--- begin SOURCE MATERIAL ---

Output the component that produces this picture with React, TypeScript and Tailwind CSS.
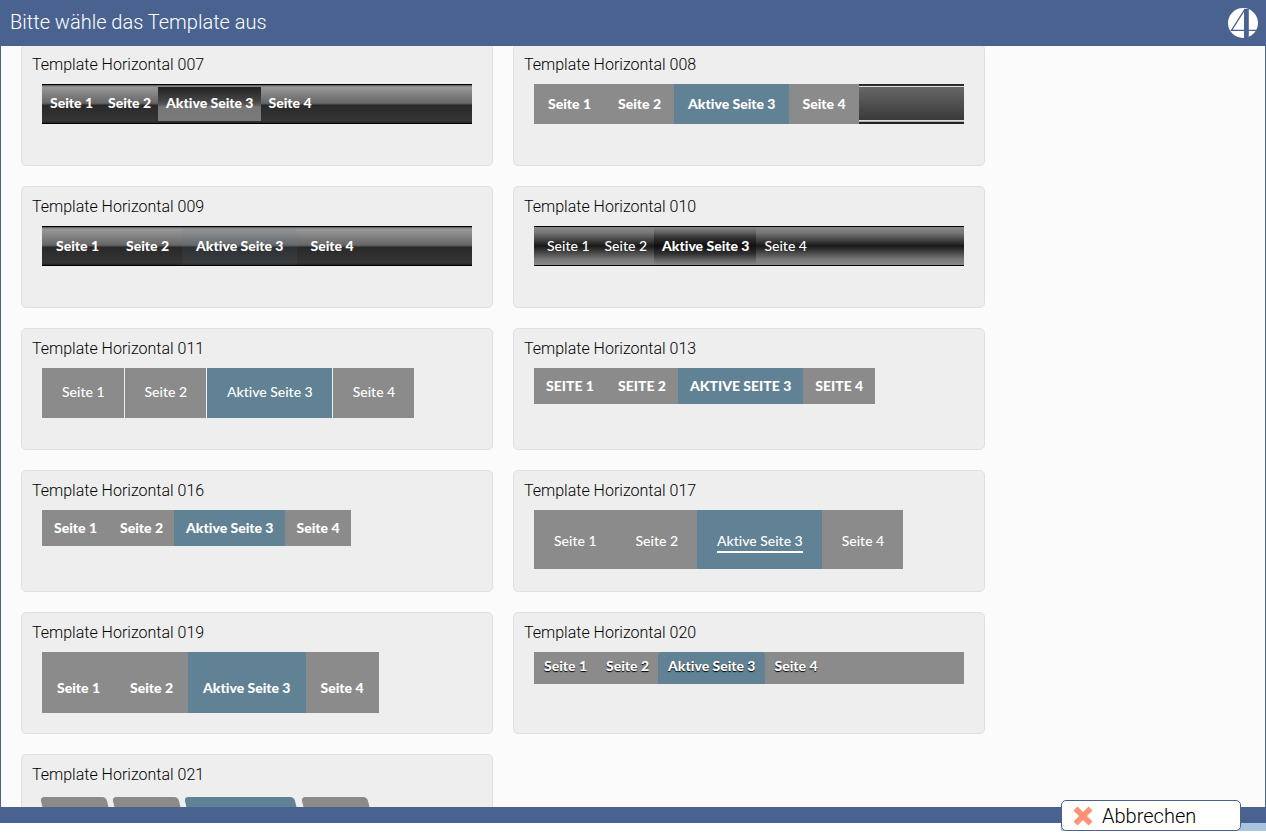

--- end SOURCE MATERIAL ---
--- begin SOURCE MATERIAL ---

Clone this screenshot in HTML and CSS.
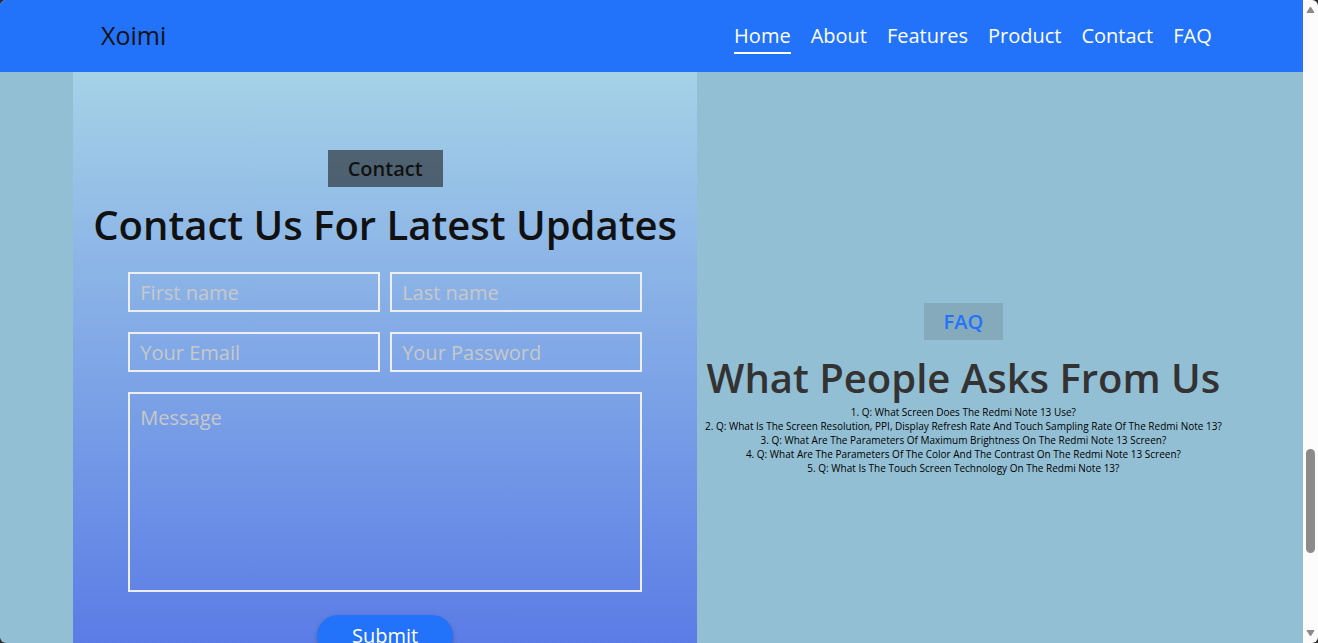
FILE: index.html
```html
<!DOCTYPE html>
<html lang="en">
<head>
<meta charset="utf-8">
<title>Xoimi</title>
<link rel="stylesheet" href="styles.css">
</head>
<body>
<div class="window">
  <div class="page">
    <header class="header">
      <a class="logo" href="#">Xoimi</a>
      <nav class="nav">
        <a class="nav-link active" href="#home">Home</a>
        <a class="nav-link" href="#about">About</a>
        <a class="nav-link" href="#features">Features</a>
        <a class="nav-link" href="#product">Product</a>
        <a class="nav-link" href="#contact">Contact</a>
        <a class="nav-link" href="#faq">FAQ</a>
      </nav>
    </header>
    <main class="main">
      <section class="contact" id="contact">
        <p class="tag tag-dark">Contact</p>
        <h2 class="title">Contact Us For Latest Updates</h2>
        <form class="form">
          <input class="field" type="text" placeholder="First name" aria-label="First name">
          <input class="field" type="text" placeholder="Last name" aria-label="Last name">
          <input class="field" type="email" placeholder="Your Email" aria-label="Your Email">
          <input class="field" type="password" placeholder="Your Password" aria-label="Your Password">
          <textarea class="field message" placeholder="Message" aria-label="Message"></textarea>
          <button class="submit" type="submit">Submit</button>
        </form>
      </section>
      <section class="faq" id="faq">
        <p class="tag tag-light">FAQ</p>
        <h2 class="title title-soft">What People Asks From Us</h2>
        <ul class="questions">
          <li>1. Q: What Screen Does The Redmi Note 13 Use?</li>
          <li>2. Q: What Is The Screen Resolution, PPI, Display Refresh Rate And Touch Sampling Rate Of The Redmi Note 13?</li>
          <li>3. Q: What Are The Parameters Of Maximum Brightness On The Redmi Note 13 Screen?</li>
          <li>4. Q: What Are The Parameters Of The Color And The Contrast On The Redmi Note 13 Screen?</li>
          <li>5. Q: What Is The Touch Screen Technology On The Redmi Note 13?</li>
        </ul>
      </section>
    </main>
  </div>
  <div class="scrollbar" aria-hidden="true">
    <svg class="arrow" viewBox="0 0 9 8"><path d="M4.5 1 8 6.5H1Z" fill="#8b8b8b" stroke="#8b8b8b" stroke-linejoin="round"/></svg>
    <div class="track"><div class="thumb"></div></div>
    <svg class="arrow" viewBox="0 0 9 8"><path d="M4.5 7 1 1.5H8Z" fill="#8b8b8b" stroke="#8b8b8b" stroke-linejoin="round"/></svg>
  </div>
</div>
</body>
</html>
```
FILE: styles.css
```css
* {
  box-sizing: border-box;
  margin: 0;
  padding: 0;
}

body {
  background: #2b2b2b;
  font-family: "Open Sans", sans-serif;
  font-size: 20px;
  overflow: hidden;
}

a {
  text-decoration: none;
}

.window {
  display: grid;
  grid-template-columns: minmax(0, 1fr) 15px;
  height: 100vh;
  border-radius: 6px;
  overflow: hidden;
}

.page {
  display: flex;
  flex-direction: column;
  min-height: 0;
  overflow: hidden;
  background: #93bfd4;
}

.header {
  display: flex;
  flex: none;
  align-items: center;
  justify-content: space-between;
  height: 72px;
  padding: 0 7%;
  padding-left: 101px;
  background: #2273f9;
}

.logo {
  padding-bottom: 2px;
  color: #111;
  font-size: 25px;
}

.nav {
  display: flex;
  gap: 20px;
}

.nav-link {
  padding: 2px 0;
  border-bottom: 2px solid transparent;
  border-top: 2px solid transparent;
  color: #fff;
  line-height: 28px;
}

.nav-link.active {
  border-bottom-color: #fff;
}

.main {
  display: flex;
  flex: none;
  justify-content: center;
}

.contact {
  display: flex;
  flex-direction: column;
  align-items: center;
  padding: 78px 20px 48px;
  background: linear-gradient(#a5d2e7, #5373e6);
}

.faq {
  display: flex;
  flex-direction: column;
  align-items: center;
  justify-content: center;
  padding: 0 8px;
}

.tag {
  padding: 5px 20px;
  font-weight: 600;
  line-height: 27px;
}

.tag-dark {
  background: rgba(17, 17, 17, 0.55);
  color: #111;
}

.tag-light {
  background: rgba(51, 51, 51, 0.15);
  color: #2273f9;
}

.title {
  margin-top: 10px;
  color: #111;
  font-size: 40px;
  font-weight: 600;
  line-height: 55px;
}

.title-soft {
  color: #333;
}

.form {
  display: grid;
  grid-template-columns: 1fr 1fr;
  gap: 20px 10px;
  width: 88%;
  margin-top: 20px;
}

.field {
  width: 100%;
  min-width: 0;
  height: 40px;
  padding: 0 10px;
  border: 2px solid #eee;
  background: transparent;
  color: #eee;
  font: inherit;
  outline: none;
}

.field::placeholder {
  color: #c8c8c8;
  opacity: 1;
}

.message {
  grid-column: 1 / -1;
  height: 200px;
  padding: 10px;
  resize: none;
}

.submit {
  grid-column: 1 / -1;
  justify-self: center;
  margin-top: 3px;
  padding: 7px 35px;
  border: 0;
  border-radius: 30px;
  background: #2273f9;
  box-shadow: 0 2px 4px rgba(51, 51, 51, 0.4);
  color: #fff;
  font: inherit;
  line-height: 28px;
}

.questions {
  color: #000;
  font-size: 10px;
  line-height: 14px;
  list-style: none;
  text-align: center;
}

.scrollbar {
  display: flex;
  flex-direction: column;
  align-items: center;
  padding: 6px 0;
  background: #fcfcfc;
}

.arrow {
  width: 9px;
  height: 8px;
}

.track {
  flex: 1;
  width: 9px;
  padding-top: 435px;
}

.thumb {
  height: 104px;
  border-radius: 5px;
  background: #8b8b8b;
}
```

--- end SOURCE MATERIAL ---
--- begin SOURCE MATERIAL ---

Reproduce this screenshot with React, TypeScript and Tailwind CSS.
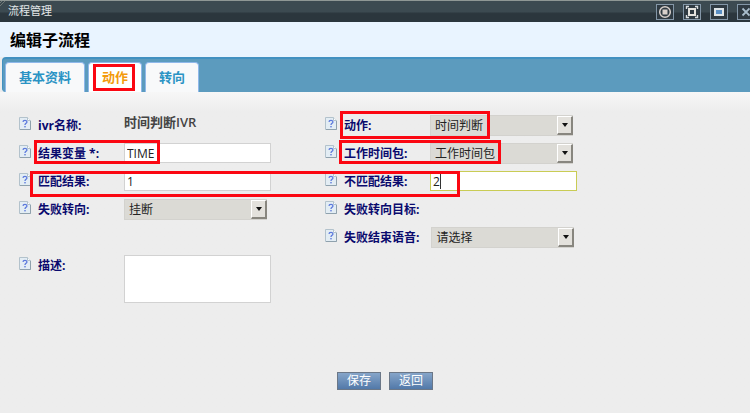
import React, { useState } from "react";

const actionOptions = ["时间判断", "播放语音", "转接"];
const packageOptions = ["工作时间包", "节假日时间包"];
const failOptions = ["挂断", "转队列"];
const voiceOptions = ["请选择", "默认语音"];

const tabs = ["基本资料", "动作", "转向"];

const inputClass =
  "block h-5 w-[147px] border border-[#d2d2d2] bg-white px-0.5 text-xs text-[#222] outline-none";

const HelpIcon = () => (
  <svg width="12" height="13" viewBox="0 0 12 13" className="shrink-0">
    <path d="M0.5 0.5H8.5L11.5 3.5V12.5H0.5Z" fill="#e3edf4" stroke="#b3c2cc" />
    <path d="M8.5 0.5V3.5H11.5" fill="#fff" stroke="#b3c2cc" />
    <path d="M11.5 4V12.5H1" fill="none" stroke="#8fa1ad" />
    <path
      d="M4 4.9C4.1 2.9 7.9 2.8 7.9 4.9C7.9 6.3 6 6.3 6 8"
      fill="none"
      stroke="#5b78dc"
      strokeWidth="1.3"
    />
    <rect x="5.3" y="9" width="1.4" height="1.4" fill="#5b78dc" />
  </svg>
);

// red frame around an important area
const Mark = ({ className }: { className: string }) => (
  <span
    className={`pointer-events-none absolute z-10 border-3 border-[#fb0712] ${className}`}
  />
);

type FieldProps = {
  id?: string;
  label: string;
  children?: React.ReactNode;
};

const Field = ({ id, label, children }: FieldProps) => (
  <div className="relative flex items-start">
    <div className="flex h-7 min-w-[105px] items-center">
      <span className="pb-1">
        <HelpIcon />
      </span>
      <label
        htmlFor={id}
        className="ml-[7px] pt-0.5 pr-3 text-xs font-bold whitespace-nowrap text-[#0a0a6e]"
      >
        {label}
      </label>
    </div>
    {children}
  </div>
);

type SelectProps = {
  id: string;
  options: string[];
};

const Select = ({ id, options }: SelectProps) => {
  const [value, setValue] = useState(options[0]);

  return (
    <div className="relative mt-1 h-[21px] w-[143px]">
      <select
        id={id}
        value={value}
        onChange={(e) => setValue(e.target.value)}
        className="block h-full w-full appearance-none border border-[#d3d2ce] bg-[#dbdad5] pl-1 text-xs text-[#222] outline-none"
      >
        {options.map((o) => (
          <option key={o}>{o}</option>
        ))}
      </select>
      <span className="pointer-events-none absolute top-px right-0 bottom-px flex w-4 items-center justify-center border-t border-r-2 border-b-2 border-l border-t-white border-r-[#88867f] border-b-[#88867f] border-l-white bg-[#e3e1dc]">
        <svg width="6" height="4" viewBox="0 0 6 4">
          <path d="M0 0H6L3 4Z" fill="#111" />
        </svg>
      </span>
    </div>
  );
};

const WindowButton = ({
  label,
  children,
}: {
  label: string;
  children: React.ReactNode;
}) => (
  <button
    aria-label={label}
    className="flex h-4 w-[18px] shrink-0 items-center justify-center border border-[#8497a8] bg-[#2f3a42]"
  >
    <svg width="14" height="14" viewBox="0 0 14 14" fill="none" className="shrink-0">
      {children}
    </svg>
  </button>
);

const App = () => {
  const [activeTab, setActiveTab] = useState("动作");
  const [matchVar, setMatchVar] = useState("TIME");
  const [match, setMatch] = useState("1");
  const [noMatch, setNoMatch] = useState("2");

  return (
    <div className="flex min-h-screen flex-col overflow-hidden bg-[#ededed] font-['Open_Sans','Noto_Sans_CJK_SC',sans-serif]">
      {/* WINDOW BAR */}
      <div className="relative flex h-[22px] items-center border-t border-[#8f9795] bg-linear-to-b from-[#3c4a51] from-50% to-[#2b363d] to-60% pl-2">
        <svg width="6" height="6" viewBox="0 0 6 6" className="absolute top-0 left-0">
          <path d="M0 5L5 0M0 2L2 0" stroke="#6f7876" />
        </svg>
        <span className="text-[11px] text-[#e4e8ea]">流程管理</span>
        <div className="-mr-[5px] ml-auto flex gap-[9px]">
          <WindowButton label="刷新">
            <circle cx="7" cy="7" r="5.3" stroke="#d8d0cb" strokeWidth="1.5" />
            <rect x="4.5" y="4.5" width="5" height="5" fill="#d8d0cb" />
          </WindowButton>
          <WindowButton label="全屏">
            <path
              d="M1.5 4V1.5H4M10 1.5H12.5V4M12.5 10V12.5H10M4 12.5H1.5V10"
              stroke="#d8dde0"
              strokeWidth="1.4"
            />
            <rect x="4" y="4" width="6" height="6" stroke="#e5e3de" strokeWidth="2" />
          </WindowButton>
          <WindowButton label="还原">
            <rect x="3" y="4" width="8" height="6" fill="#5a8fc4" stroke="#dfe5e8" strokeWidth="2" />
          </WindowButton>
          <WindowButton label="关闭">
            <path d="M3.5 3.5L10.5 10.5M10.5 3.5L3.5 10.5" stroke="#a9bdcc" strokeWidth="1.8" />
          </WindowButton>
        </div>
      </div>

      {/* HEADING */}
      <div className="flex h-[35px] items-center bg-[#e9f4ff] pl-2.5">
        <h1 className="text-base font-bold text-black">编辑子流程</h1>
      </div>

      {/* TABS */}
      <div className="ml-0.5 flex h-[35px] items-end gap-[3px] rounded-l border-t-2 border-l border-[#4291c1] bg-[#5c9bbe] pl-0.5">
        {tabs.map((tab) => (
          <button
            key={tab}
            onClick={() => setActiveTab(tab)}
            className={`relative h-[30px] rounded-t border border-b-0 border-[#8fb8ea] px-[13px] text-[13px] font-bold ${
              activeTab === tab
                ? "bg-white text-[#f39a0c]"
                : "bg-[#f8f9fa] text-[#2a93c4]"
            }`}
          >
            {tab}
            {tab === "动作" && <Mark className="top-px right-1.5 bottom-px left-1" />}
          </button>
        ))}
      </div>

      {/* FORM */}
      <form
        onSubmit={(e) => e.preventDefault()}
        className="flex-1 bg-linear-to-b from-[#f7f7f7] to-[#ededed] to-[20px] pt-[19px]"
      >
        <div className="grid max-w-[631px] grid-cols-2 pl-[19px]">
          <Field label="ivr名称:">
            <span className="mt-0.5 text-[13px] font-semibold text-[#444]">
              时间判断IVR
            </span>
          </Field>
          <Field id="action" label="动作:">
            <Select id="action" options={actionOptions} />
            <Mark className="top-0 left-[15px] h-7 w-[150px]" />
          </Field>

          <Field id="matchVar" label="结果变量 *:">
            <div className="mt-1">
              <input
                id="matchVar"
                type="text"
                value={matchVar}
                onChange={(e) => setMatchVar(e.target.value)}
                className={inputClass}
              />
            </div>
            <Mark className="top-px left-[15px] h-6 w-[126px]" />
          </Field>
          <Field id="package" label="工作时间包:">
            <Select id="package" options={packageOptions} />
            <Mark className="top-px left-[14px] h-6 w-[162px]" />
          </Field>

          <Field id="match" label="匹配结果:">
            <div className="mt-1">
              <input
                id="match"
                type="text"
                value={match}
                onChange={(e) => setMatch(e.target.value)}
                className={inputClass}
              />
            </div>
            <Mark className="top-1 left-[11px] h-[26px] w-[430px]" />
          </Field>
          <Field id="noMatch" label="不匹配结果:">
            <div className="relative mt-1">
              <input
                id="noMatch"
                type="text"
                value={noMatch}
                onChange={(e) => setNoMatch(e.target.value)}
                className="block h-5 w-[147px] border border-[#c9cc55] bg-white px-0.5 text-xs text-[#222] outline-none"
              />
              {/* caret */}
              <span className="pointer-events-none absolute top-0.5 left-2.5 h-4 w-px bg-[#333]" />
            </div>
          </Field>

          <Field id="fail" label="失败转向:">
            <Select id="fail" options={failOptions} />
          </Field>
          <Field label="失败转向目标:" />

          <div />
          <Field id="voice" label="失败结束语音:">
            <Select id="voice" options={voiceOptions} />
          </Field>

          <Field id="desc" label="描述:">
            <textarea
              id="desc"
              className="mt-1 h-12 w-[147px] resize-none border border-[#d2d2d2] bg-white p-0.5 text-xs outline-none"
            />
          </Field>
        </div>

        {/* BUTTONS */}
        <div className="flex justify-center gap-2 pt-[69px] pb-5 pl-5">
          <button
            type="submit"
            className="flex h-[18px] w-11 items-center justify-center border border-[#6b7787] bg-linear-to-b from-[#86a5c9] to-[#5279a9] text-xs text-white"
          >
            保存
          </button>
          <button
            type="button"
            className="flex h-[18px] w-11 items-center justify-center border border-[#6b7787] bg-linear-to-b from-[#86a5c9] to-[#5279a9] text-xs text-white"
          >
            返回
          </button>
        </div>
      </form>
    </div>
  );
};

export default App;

--- end SOURCE MATERIAL ---

→ EXERCISE OBJECTIVE: Keep only the lines that hold the string "Tailwind", and copy them out.

→ FULL ANSWER:
Output the component that produces this picture with React, TypeScript and Tailwind CSS.
Reproduce this screenshot with React, TypeScript and Tailwind CSS.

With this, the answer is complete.